An ownership issue: mutation needs uniqueness. (shared XOR mutable)

Functional avoids mutation always. (extreme)

Aliasing with mutability in a sufficiently complex single-threaded program is effectively the same thing as accessing data shared across multiple threads without a lock

What's Ownership?

Three core kinds of type:

Values

Values can be used "at most once", meaning once they're consumed or moved, they're gone forever.

Avoids using a value that you no longer own, or that was otherwise put in an invalid state (freed its memory, closed its file, etc).

References

Mutation and aliasing together are a mess, but individually useful. Allow both but not at once; mutability "inherited" from access.

Useful in single-threaded, but generalizes to multi-threaded.

References are statically prevented from outliving their referent!

Interior Mutability

Being able to mutate through shared references.

Relatively rare, but valid as long as ensures some level of mutual exclusion (mutexes, atomics, and other thread-safe objects are obvious examples).

Single-threaded equivalents also exist for convenience. (we're pragmatic)

Getting Comfortable With Ownership

Now that we have a vague idea of what Rust is all about, let's look at a concrete and practical problem.

Any Questions?

Let's talk about this for 30 minutes

pub trait Iterator { // I can yield things
    type Item;       // Things I yield
    // How I yield them
    fn next(&mut self) -> Option<Self::Item>;
}

Usage

for i in 0..10 {
    println!("{}", i);
}

Collection Iterator Dream Team

(these are structs)

OMG SO MANY WHY??

Ownership!

IntoIter - Owned Values (T)

What if we only had IntoIter

fn process(data: Vec<String>) {
    for string in data.into_iter() {
        // I got all the data, it's mine!
        println!("{}", string);
    }

    // Oh no! Iterating consumed it :(
    println!("{}", data.len()); //~ERROR
}

Trash Language; Quit Forever

Iter - Shared References (&T)

Iter lets you look but not touch

fn print(data: &Vec<String>)
    for string in data.iter() {
        // All I can do is read :/
        println!("{}", string);
    }

    // Yay it lives!
    println!("{}", data.len());
}

Everyone can look at the same time!

fn print_combos(data: &Vec<String>) {
    let len = data.len();
    for string in data.iter() {
        // Iterate and query at the same time!
        println!("{} {}",
                 string,
                 &data[random_idx(len)]);
    }
}

IterMut - Mutable References (&mut T)

IterMut gives you exclusive access

fn make_better(data: &mut Vec<String>) {
    for string in data.iter_mut() {
        // Ooh I can mutate you!
        string.push_str("!!!!!");
        // But I can't share :(
    }
}

Drain - I Drink Your Milkshake (🍼T)

Drain lets you partial move

let mut data = vec![0, 1, 2, 3, 4, 5];

for x in data.drain(2..4) {
    // got exclusive access so we can "drain"
    // the values out but leave the vec alive
    consume(x);
}

// data lives on! We can reuse the allocation!
// Bulk `remove`!
// Dat Perf. ;_;
assert_eq!(&*data, &[0, 1, 4, 5]);

Recap

Iterators naturally fall out of ownership:

IterMut is kinda weird...

Rust doesn't understand when indexing is disjoint:

let mut data = vec![1, 2, 3, 4];

let ptr1 = &mut data[0];
let ptr2 = &mut data[1]; //~ ERROR

*ptr1 += 5;
*ptr2 *= 3;

(I would argue this is a good thing)

IterMut is kinda weird...

But it's ok with IterMut?! Ownership busted?!

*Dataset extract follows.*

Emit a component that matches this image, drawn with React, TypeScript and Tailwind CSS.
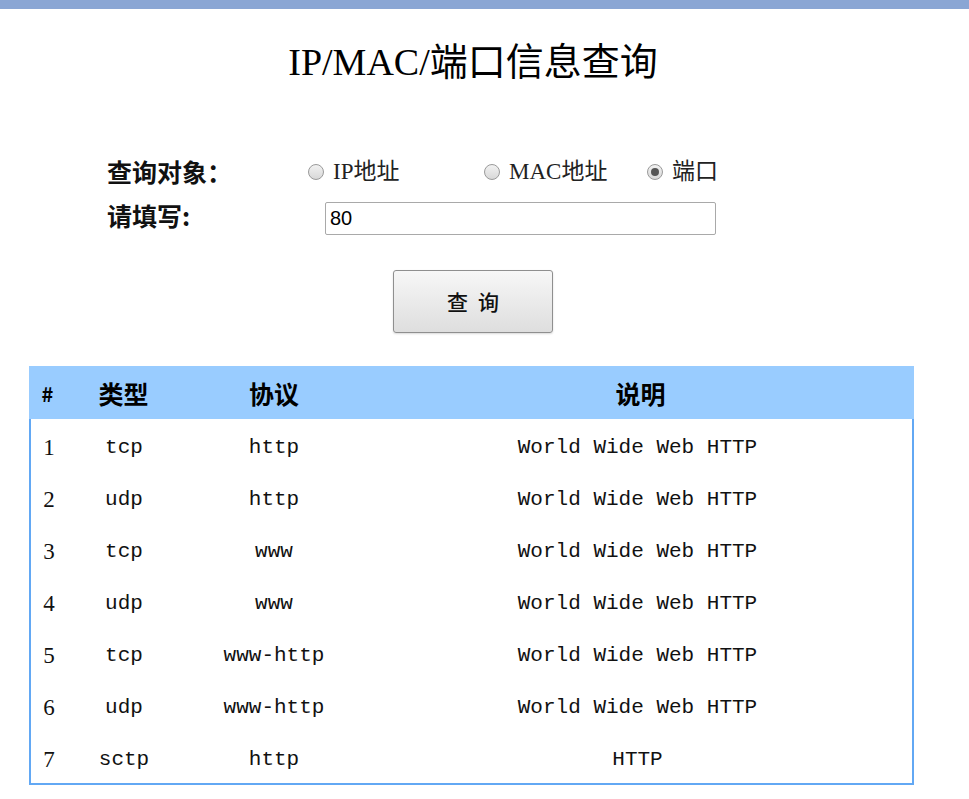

let mut data = vec![1, 2, 3, 4];
let mut iter = data.iter_mut();

let ptr1 = iter.next().unwrap();
let ptr2 = iter.next().unwrap();

*ptr1 += 5;
*ptr2 *= 3;

IterMut 100% Legit and Safe

(not true for indexing in general)

Why does the API allow this?

impl<'a, T> Iterator for IterMut<'a, T> {
  type Item = &'a mut T;
  fn next<'b>(&'b mut self) -> Option<&'a mut T> {
    ...
  }
}

'a is not associated with 'b, so next doesn't care if you still have a 'a

Shh... It's okay borrow checker, only dreams now

Crazy!

How can Rust let you implement this?!?

The Borrow Checker is Crazy Smart

You can statically prove to the compiler that this works.

IterMut for an Array

pub struct IterMut<'a, T: 'a> { data: &'a mut[T] };

impl<'a, T> Iterator for IterMut<'a, T> {
    type Item = &'a mut T;
    fn next(&mut self) -> Option<Self::Item> {
        let d = replace(&mut self.data, &mut []);
        if d.is_empty() { return None; }

        let (l, r) = d.split_at_mut(1);
        self.data = r;
        l.get_mut(0)
    }
}

Not Just Arrays

Same basic idea works on singly-linked lists and trees -- anything with clear ownership that you can get subviews into.

Conclusions